Я снял жилет и надел самую выцветшую, самую замызганную олимпийку. Осмотрел себя в зеркало и сделал скорбное лицо. Когда за взрослого просит ребенок, это особенно подчеркивает трагизм ситуации.

— Ну, ладно… А телек? — завел свою шарманку Боря.

— Потом. Вернусь через час-полтора.

Поликлиника, где работала мама, находилась напротив школы и очень напоминала модернизированную конюшню. Заходишь туда, и сразу одолевают мыли о тщете всего сущего. Организм же, шокированный обстановкой, включает скрытые резервы и быстренько излечивается, лишь бы снова сюда не попасть.

Я планировал поговорить с главврачом, Людмилой Федоровной Жунько по прозвищу Жопа или просто Жо, причем прозвище ей подходило по всем фронтам. Во-первых, эта женщина напоминала диплодока в миниатюре: голова на тонкой шейке, медленно перетекающая в огромный всесторонне круглый зад. Во-вторых, быть под ее началом — это полная Жо.

Пользуясь властью и связями, чтобы получать солидную премию за экономию бюджета, она заставляла писать медсестер и санитарок заявления в отпуск за свой счет, распределяя нагрузку между оставшимися сотрудниками. Это меня в прошлой жизни дико бесило, до сих пор помню. При том ее многочисленные родственники продолжали работать на две или три ставки.

В начале двухтысячных ее судили за мертвые души, деньги за которых она получала. В итоге Жо продала квартиру, отделалась условным сроком и сумела сохранить место. Правда, людей так сильно больше не ущемляла, и родственников в коллективе поубавилось.

В общем, мать страдала не потому, что были проблемы с зарплатой, а от жадности отдельно взятой Жо. А значит, можно попытаться разжалобить Людмилу Федоровну и попросить вызвать маму на работу. Тем более все знали о том, что батя, гад такой, бегает на сторону.

Изобразив на лице всю скорбь еврейского народа, я постучал в дверь главврача. Из кабинета донеслось громкое «да».

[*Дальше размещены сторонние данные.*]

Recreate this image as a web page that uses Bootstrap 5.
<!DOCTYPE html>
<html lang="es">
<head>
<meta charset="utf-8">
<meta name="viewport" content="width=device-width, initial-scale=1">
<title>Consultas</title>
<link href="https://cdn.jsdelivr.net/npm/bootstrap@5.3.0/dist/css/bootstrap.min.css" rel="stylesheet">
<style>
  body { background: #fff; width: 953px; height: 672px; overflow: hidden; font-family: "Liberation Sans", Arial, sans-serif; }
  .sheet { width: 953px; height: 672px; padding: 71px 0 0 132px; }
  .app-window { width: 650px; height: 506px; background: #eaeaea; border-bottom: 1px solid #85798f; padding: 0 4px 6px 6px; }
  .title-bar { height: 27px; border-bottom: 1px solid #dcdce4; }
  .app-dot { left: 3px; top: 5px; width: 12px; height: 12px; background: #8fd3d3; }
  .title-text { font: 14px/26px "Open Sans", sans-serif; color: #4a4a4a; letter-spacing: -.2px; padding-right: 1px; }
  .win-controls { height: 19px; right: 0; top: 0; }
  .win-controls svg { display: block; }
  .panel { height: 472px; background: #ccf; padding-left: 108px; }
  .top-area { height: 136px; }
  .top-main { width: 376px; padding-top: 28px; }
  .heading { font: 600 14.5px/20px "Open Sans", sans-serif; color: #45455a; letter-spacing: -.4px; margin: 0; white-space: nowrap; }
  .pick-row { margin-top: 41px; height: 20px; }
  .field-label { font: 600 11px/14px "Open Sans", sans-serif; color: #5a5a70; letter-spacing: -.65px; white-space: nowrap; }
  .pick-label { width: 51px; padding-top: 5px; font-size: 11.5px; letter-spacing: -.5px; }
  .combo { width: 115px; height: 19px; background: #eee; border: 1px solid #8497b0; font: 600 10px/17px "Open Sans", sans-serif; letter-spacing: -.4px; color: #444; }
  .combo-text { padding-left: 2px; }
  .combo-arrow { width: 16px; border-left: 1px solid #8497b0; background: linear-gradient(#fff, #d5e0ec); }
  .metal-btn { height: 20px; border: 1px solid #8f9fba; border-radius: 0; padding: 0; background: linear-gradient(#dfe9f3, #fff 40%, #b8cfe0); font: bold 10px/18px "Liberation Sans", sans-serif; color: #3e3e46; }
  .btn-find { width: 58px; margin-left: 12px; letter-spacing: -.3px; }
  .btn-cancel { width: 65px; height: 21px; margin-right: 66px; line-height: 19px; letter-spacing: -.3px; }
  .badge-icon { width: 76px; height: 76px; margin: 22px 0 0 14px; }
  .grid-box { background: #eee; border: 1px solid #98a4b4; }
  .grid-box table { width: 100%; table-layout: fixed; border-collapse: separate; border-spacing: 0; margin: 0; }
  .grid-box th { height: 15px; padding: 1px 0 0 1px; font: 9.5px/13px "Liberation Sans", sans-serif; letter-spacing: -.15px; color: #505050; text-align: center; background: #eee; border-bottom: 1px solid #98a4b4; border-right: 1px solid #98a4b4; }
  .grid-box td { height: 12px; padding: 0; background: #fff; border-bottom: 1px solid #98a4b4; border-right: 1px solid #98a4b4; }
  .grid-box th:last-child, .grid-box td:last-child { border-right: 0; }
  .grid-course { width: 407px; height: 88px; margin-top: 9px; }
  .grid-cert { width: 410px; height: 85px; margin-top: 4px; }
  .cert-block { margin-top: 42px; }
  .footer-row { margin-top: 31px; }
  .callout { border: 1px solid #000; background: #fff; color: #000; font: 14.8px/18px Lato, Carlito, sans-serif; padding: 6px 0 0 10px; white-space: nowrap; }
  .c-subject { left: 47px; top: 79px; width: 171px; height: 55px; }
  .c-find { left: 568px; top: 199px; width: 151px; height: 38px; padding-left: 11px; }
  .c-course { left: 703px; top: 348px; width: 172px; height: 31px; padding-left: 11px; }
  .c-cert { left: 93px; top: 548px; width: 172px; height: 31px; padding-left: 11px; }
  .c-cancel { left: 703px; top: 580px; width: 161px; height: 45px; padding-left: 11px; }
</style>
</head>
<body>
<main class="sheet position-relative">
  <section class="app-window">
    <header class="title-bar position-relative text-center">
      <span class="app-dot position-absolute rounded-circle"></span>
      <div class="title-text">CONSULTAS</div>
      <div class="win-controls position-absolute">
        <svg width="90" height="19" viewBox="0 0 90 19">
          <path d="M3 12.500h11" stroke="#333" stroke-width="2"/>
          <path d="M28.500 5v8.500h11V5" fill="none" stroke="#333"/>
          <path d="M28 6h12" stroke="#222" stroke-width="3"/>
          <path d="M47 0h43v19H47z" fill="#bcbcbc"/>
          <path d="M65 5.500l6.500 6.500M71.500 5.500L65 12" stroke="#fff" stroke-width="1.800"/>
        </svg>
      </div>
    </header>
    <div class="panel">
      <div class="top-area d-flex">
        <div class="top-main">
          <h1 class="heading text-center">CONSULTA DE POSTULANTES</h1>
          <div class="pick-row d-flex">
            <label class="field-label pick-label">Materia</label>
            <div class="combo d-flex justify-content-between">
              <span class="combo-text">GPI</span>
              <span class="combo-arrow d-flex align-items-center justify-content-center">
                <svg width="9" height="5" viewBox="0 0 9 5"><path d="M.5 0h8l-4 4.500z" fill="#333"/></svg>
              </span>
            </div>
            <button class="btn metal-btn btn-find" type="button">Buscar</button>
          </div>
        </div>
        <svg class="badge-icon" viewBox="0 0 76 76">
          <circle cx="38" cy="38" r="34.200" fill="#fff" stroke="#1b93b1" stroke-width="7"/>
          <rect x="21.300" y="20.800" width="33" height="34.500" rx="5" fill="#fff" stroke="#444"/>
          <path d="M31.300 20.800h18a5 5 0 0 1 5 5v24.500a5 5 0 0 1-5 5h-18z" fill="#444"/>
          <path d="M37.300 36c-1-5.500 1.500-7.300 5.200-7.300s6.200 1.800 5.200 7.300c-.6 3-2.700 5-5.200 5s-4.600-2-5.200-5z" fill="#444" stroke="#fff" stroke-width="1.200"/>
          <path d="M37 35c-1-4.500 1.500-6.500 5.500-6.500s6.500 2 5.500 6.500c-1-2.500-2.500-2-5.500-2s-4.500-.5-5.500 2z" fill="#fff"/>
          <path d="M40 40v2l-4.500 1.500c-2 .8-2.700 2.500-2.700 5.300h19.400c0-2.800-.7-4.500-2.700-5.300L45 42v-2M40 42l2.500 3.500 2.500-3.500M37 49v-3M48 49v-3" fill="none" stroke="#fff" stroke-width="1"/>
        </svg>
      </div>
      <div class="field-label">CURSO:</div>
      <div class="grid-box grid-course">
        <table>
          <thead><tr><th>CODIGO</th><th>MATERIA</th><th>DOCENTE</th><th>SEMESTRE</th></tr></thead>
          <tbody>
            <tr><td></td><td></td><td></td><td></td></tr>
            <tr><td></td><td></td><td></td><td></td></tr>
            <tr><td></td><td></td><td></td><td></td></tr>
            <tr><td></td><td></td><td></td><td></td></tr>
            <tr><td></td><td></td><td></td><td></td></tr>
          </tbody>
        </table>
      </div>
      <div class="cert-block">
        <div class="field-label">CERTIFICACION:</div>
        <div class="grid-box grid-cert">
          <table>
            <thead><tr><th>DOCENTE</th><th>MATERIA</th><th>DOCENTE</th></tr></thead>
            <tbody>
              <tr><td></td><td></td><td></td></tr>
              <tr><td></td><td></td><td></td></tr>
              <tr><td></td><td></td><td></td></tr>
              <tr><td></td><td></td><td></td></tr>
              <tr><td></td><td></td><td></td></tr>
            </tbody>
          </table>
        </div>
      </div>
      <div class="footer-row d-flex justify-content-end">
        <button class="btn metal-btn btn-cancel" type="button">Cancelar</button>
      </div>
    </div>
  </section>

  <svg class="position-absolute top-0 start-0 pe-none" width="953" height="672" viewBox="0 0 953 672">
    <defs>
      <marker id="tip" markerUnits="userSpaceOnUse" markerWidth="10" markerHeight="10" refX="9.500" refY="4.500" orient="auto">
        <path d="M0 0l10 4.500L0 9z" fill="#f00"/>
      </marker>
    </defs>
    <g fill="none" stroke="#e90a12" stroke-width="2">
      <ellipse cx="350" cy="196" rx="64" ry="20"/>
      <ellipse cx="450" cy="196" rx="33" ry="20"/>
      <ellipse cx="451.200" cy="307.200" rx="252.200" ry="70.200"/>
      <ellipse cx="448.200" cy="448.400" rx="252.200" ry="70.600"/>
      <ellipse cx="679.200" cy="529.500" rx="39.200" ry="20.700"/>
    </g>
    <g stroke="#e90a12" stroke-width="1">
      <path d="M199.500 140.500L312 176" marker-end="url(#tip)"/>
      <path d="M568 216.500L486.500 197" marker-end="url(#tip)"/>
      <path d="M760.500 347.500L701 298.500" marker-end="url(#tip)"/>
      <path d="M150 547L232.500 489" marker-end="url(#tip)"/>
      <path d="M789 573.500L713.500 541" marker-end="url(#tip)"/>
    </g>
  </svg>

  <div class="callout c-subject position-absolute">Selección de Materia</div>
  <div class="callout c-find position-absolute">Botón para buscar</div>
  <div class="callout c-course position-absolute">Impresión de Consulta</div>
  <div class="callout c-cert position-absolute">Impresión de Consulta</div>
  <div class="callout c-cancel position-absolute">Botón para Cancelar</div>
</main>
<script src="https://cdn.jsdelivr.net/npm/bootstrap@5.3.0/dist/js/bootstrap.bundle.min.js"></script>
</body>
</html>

В отличие от кабинета Дрэка, тут было роскошно. Современная деревянная мебель, огромный лакированный стол, стул-трон, и на фоне этого великолепия — маленькая коротко стриженная женская голова. Главврач сидела, и ничто не намекало на ее габариты.

— Здравствуйте, Людмила Федоровна, — прошелестел я и подошел к столу.

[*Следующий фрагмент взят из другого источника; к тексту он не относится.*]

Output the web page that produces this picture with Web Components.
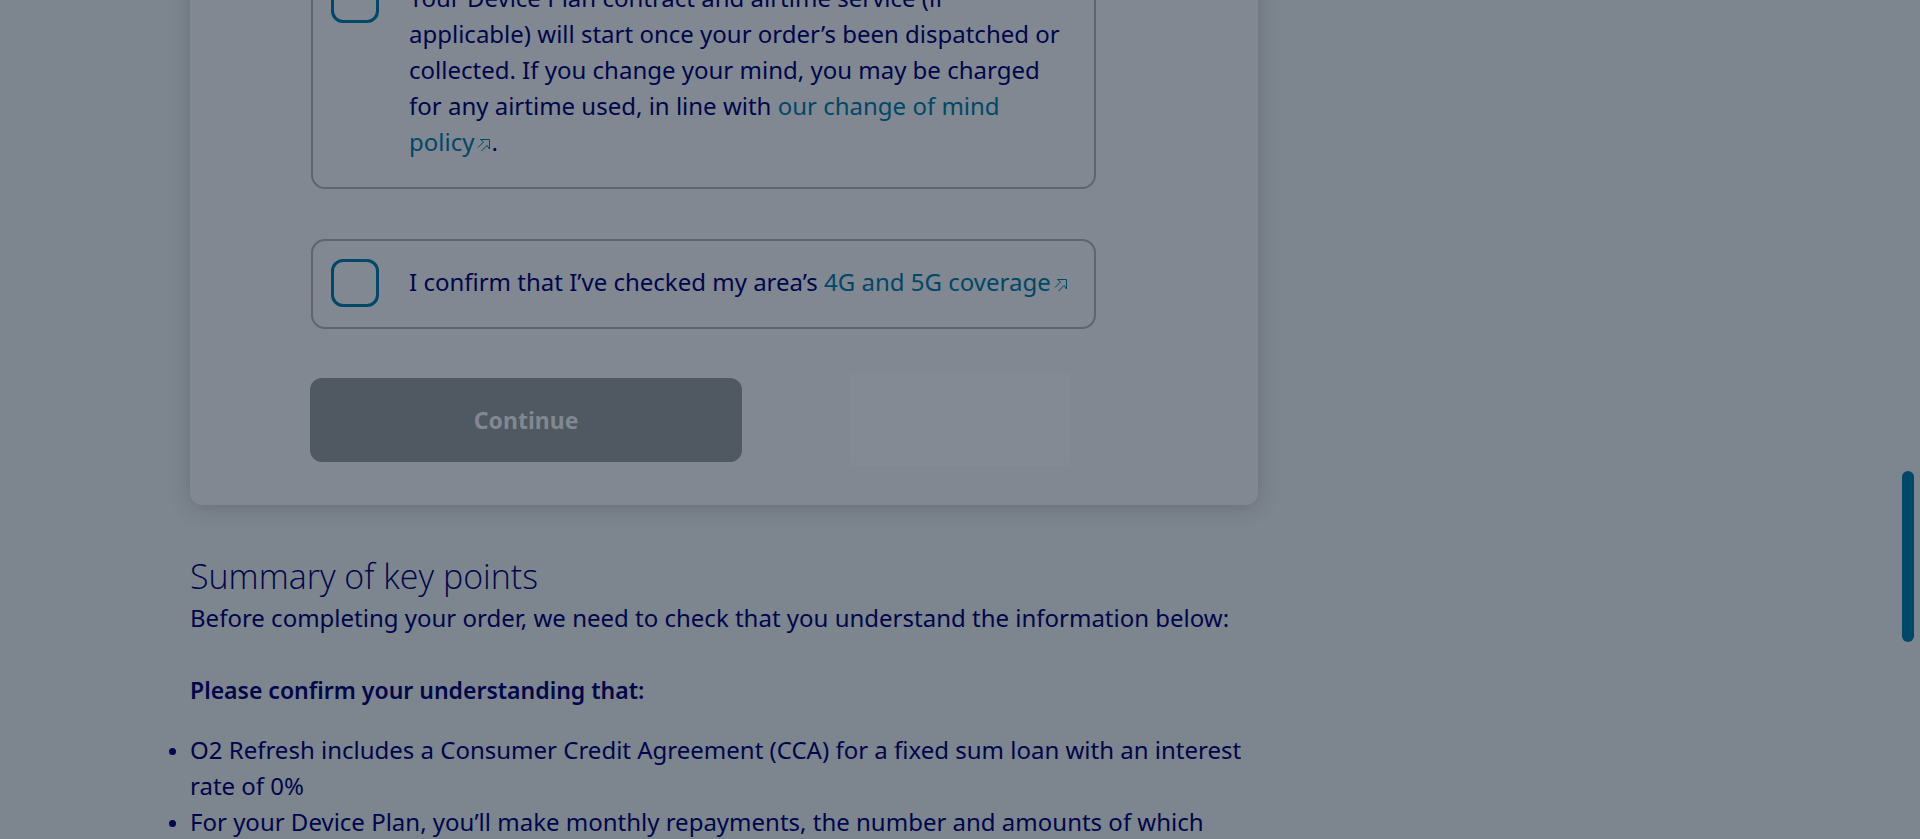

— Мальчик, ты откуда взялся? — спросила она с претензией. — У нас взрослая поликлиника.

— Меня зовут Павел Мартынов, мама у вас работает.

— И что? — смоляные брови Жо полезли на лоб, как две мохнатые гусеницы.

Я сделал вид, что очень стесняюсь и собираюсь заплакать, она смягчилась.

— Что случилось?

— Извините, я… Я больше не знаю, к кому обратиться. — Блин, актер я никудышный, сейчас бы слезу пустить! — Только вы можете помочь. Родители разводятся. Отец вынес все из квартиры, и деньги, что мы собирали нам на одежду к школе. Даже сахар забрал! Нам теперь есть нечего. Я понимаю, как вам будет сложно это сделать, — я сложил руки на груди, — пожалуйста, возьмите маму обратно на работу!